In Alemdar, Cappelli, Criswell, and Rushton (2018), we attempt to provide a template for evaluating teacher leadership training programs funded through the NSF Robert Noyce Teacher Scholarship (Noyce) program. The Noyce teacher leadership training programs are particularly challenging to evaluate for multiple reasons. First, the program-specific characteristics might evolve over the years, which can make it difficult to develop an effective evaluation of the program. Noyce programs are also hard to evaluate due to the small number of individuals admitted into cohorts each year. Most evaluations focus on yearly data for primarily formative purposes. The summative data usually focus on program level data rather than teacher level outcomes. To provide useful evaluation data and analysis to key stakeholders, teacher leadership professional development programs need to be evaluated longitudinally, utilizing proven methodologies and frameworks that are able to account for the small sample sizes common in these programs. It takes years for a teacher to transform into a leader who moves her colleagues toward positive change. Hence, it becomes important to capture the longitudinal teacher development.
Some evaluation frameworks require substantial time commitments from the project PIs, management, and others involved in the project during every step of the evaluation. Considering the limited knowledge of evaluation methodologies that are useful for evaluating teacher leadership programs with small sample sizes, as well as the relationships that we have built with the PIs, we chose to use multiple complementary evaluation frameworks to determine the overall program impact on the development of teacher leadership skills.
One approach was a utilization-focused evaluation, described as, “evaluation done for and with specific intended primary users for specific, intended uses” (Patton, 2008, p. 37). An essential component of utilization-focused evaluation is identifying the program stakeholders, or the primary intended users of the evaluation, and understanding their perspectives on the intended use of the evaluation. Patton (2008) describes the importance of the “personal factor” when identifying the intended users of the evaluation, defined as “the presence of an identifiable individual or group of people who personally care about the evaluation and the findings it generates” (p. 44). This group of people has a personal interest in the success of the program and enhance their own ability as consumers or decision-makers to predict and guide the outcomes of the program. Through this framework, we built close relationships with both program leadership and participants, developing a high level of trust that proved to be a cornerstone for the success of this evaluation. By understanding the “personal factor” and its importance in utilization, we involved key stakeholders so as to better understand their perspectives regarding the intended uses of this evaluation. This approach ensured that throughout the program period, evaluation data were presented in a way that placed utilization at the forefront.

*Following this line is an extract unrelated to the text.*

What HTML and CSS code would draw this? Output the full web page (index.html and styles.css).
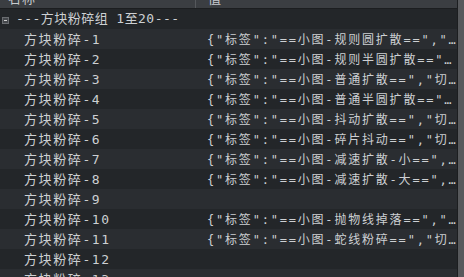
FILE: index.html
```html
<!DOCTYPE html>
<html>
<head>
<meta charset="utf-8">
<link rel="stylesheet" href="styles.css">
</head>
<body>
<div class="view">
  <div class="tree">
    <div class="header">
      <div class="hcell name-col"><span class="htext">名称</span></div>
      <div class="hcell value-col"><span class="htext">值</span></div>
    </div>
    <div class="rows">
      <div class="row group">
        <div class="cell name-col"><span class="toggle"></span><span class="gtext">---方块粉碎组 1至20---</span></div>
        <div class="cell value-col"></div>
      </div>
      <div class="row alt"><div class="cell name-col item">方块粉碎-1</div><div class="cell value-col val">{"标签":"==小图-规则圆扩散==","…</div></div>
      <div class="row"><div class="cell name-col item">方块粉碎-2</div><div class="cell value-col val">{"标签":"==小图-规则半圆扩散=="…</div></div>
      <div class="row alt"><div class="cell name-col item">方块粉碎-3</div><div class="cell value-col val">{"标签":"==小图-普通扩散==","切…</div></div>
      <div class="row"><div class="cell name-col item">方块粉碎-4</div><div class="cell value-col val">{"标签":"==小图-普通半圆扩散=="…</div></div>
      <div class="row alt"><div class="cell name-col item">方块粉碎-5</div><div class="cell value-col val">{"标签":"==小图-抖动扩散==","切…</div></div>
      <div class="row"><div class="cell name-col item">方块粉碎-6</div><div class="cell value-col val">{"标签":"==小图-碎片抖动==","切…</div></div>
      <div class="row alt"><div class="cell name-col item">方块粉碎-7</div><div class="cell value-col val">{"标签":"==小图-减速扩散-小==",…</div></div>
      <div class="row"><div class="cell name-col item">方块粉碎-8</div><div class="cell value-col val">{"标签":"==小图-减速扩散-大==",…</div></div>
      <div class="row alt"><div class="cell name-col item">方块粉碎-9</div><div class="cell value-col val"></div></div>
      <div class="row"><div class="cell name-col item">方块粉碎-10</div><div class="cell value-col val">{"标签":"==小图-抛物线掉落==","…</div></div>
      <div class="row alt"><div class="cell name-col item">方块粉碎-11</div><div class="cell value-col val">{"标签":"==小图-蛇线粉碎==","切…</div></div>
      <div class="row"><div class="cell name-col item">方块粉碎-12</div><div class="cell value-col val"></div></div>
      <div class="row alt"><div class="cell name-col item">方块粉碎-13</div><div class="cell value-col val"></div></div>
    </div>
  </div>
  <div class="scrollbar"></div>
</div>
</body>
</html>
```

FILE: styles.css
```css
html, body {
  margin: 0;
  padding: 0;
  background: #232629;
}
.view {
  display: flex;
  width: 464px;
  height: 277px;
  overflow: hidden;
}
.tree {
  width: 457px;
  display: flex;
  flex-direction: column;
}
.header {
  display: flex;
  height: 8px;
  overflow: hidden;
  background: #3b3e42;
  border-bottom: 1px solid #1c1e20;
  flex: none;
}
.hcell {
  height: 8px;
  overflow: hidden;
  color: #c8cbce;
  font: 13px "Noto Sans CJK SC", sans-serif;
}
.hcell.name-col {
  border-right: 1px solid #55585c;
}
.htext {
  display: block;
  margin-top: -11px;
  line-height: 18px;
  padding-left: 8px;
  letter-spacing: 1px;
}
.hcell.value-col .htext {
  padding-left: 12px;
}
.name-col {
  width: 195px;
  flex: none;
}
.value-col {
  flex: 1;
}
.row {
  display: flex;
  height: 20px;
  background: #232629;
}
.row.alt {
  background: #2a2d31;
}
.cell {
  height: 20px;
  line-height: 22px;
  color: #cdd0d3;
  white-space: nowrap;
  overflow: hidden;
  font-family: "DejaVu Sans Mono", "Noto Sans CJK SC", monospace;
  font-size: 13px;
}
.group .name-col {
  display: flex;
  align-items: center;
}
.toggle {
  width: 7px;
  height: 7px;
  margin-left: 2px;
  margin-top: 3px;
  box-sizing: border-box;
  border: 1px solid #6a6d71;
  background: #45484c;
  position: relative;
  flex: none;
}
.toggle::after {
  content: "";
  position: absolute;
  left: 1px;
  right: 1px;
  top: 2px;
  height: 1px;
  background: #d0d0d0;
}
.gtext {
  margin-left: 7px;
  line-height: 22px;
  letter-spacing: 0.45px;
}
.item {
  padding-left: 24px;
  box-sizing: border-box;
  letter-spacing: 1.6px;
}
.val {
  padding-left: 12px;
  font-size: 12px;
  letter-spacing: 1.8px;
}
.scrollbar {
  width: 7px;
  flex: none;
  background: #57595c;
  border-left: 1px solid #1c1e20;
  box-sizing: border-box;
}
```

Furthermore, teacher leadership training programs often incorporate theories for the development of leadership. In our early conversations, the PIs discussed multiple teacher leadership theories that guided their development of the program, such as Dempsey (1992) and Snell and Swanson (2000). Since these theories formed a theoretical foundation for the program, the theory-driven evaluation framework by Chen (1990) was also adopted. This framework is designed to use a validated theory to guide the evaluation.
While utilization-focused evaluation provides timely, useful information to the program leadership for decision making, theory-driven evaluation can be “…analytically and empirically powerful and lead to better evaluation questions, better evaluation answers and better programs” (Rogers, 2000, p. 209). Moreover, with theory-driven evaluation guiding the evaluation process, it is thought that the evaluation is able to not only assess whether or not a program is working, but also illuminate why or how the program is having an impact on its participants (Chen, 2012). This is particularly important in the context of teacher leadership programs, so that the programs can build a theory-driven model, which can be easily adapted by others. This should be the goal of any NSF-related project evaluations – to effectively assess the merit of the program. Given the complementary data provided through the use of these theoretical frameworks, the results of the evaluation were used by the PIs extensively to improve the program and achieve the program goals. For example, in the early stages of the program, the formative data showed that teachers were struggling in reflecting their teaching practice, which is an important domain for developing teacher leadership. The program addressed this challenge by including more professional development and discussions around this topic.
In our paper, we also showed how the program theory guided the development of interview and focus group protocols to longitudinally track the development of leadership through Snell and Swanson’s four dimensions of teacher leadership: Empowerment, Expertise, Reflection and Collaboration. Documenting the development of teacher leadership over time is particularly difficult with sample sizes and limited evaluation resources. Using multiple frameworks substantially assisted the program in documenting its impact regarding change over time in the four dimensions of teacher leadership, and therefore, in the development of teacher leaders. Because of the collaborative nature of these evaluation frameworks, a conceptual framework was also constructed in collaboration with the PIs. From the perspective of a utilization-focused evaluation, involving key stakeholders in the development of a conceptual framework ensures a common understanding of the relationship between program components and the desired outcomes, resulting in agreement for the intended use of evaluation results. Similarly, from a theory-driven perspective, the development of a conceptual framework for the program systematically organizes stakeholders’ perceptions of both the process that is expected to happen to produce change and the activities needed to create the desired change as a result of participation in the program (Chen, 2012).
Implications
Choosing and implementing an evaluation framework(s) to better determine the merit of programs will vary by a program’s specific context. Based on our experiences, we developed several recommendations that evaluators and Noyce programs should consider when developing an evaluation plan:
Conclusion
Given the continuously evolving nature of the teacher leadership programs, the often small sample size, and the historic lack of literature offering a clear concept of teacher leadership, we, as evaluators, found that the concurrent use of both Utilization-Focused and Theory-Driven evaluation frameworks provided a firm foundation on which the evaluation could develop and evolve in tandem with the program. Further, the use of evaluation frameworks significantly improves documentation of the impact of the programs, which, in turn, facilitates replication of the program in new and different settings.